В эту пору против ожидания вагоны не были переполнены. Сказывалось начало лета. Уже лезла из земли всяческая зелень. Воспряли духом тощие коровенки. Селянки могли хоть как-то разнообразить стол. Начинались сельские хлопоты, потому в вагонах ехали или беженцы, или порученцы.
На одной станции из вагона вышла семья с многочисленными ребятишками, так что Дмитрий смог уложить Катерину на освободившуюся лавку, где она незамедлительно уснула.
Мужчины понизили голос, но продолжали увлеченно разговаривать. Причем Дмитрий жадно расспрашивал Константина обо всем, что касалось новой власти: кто такой Ленин, где живет, какие у него привычки, кто ещё стоит у власти, чего они хотят? Вопросам не было числа, и Первенцев мог только удивляться, до чего ещё в глубокой провинции отсталые люди! Они даже не слышали о таком великом человеке, как Георгий Васильевич Чичерин![12]
Он не подозревал, что Дмитрий Ильич Гапоненко — кличку Черный Паша он решил навеки схоронить в азовских плавнях — заново учился быть законопослушным гражданином после того, как много лет власти охотились за ним в надежде разгромить его контрабандистскую империю.
На Рождество Дмитрию исполнилось тридцать три года. Он был деятелен, полон сил и, в отличие от совсем юных россиян, знал, чего в жизни хочет и как этого добиваться. Трудности его не пугали.
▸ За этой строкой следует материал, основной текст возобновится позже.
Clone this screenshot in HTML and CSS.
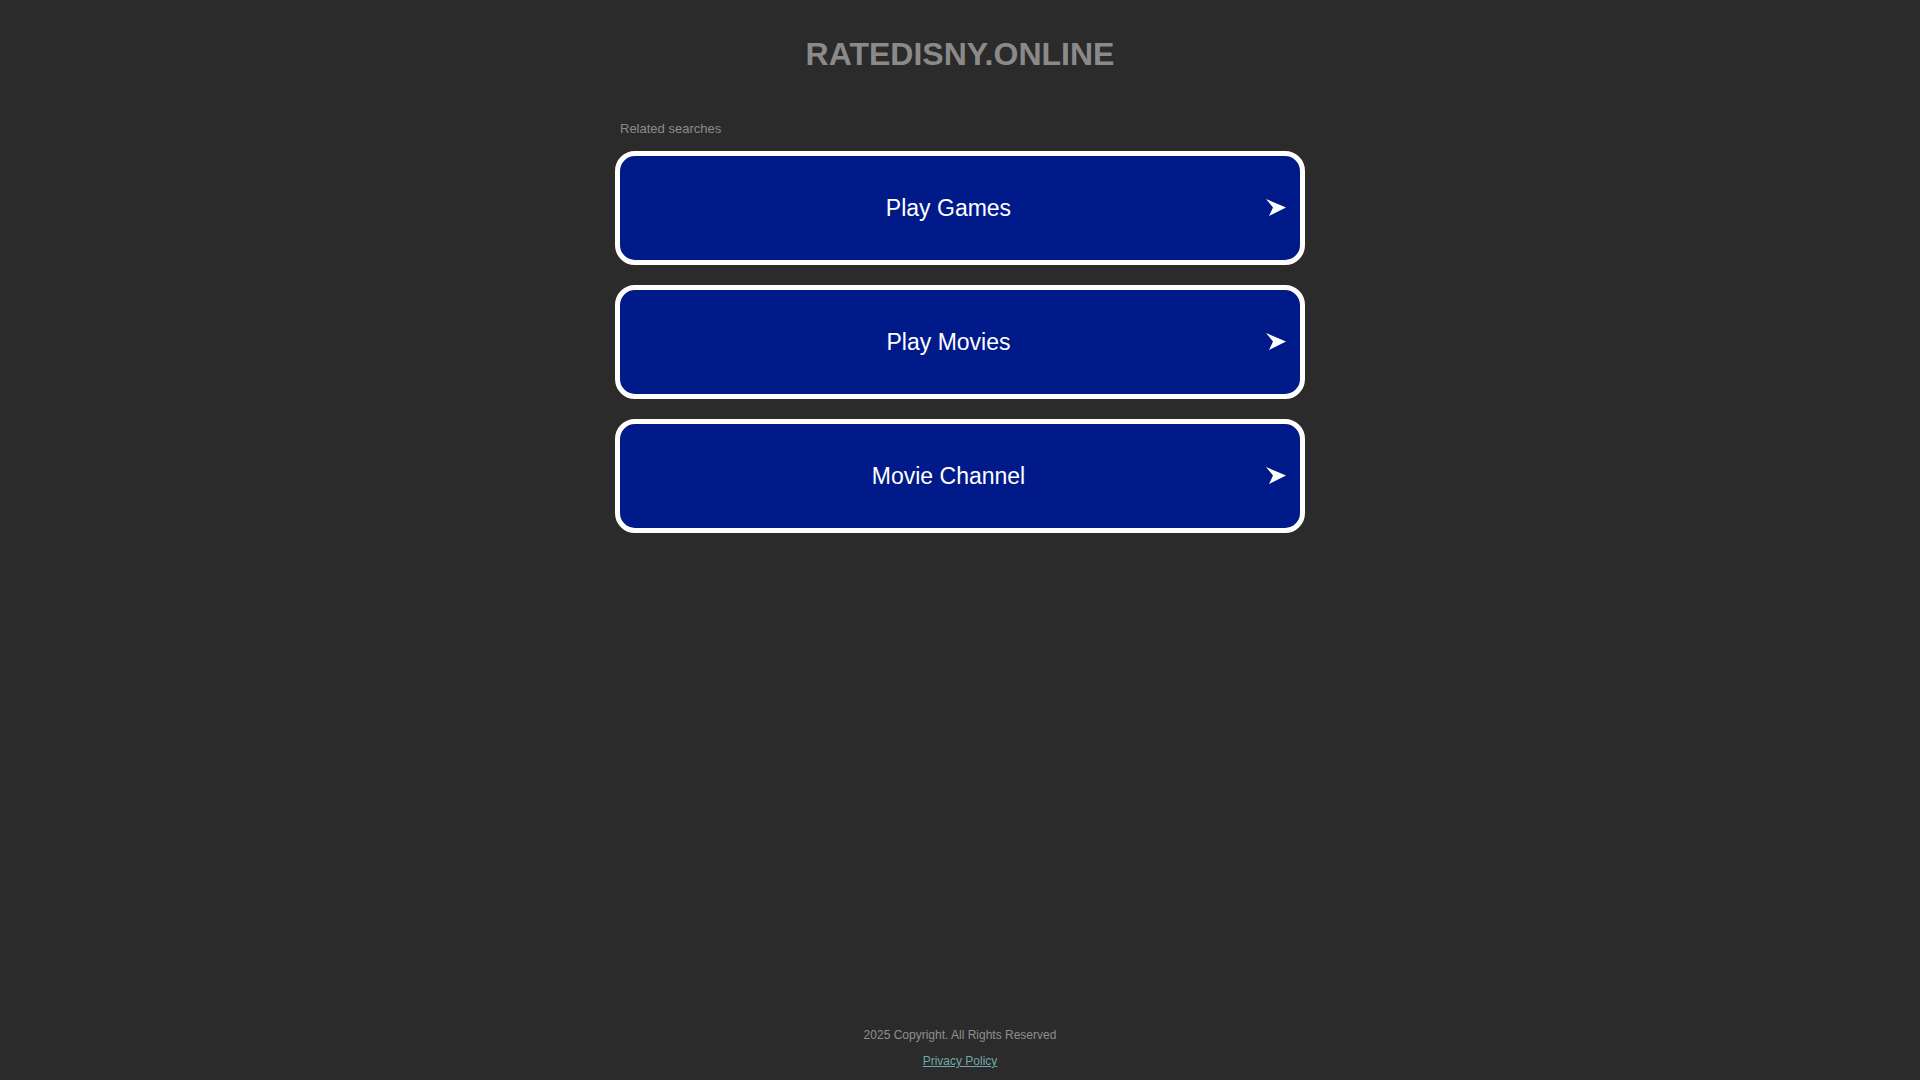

Главное, Дмитрий был уверен, что никакая власть не изменит человека настолько, что к нему нельзя будет подобрать ключи. Соратники не понаслышке считали Черного Пашу волком. Он и был зверем, готовым, впрочем, в любое время возглавить волчью же стаю. Или подавить жесткой хваткой тех, кто ропщет, если они были из овечьего стада. А поскольку подавлять в своей жизни ему приходилось часто, то все привычки овечьей натуры он знал до мелочей и при необходимости вполне овечкой мог прикинуться. Что он сейчас и делал в общении с Константином. Молодой человек был открытым, искренним и, как многие истинные революционеры, бессребреником.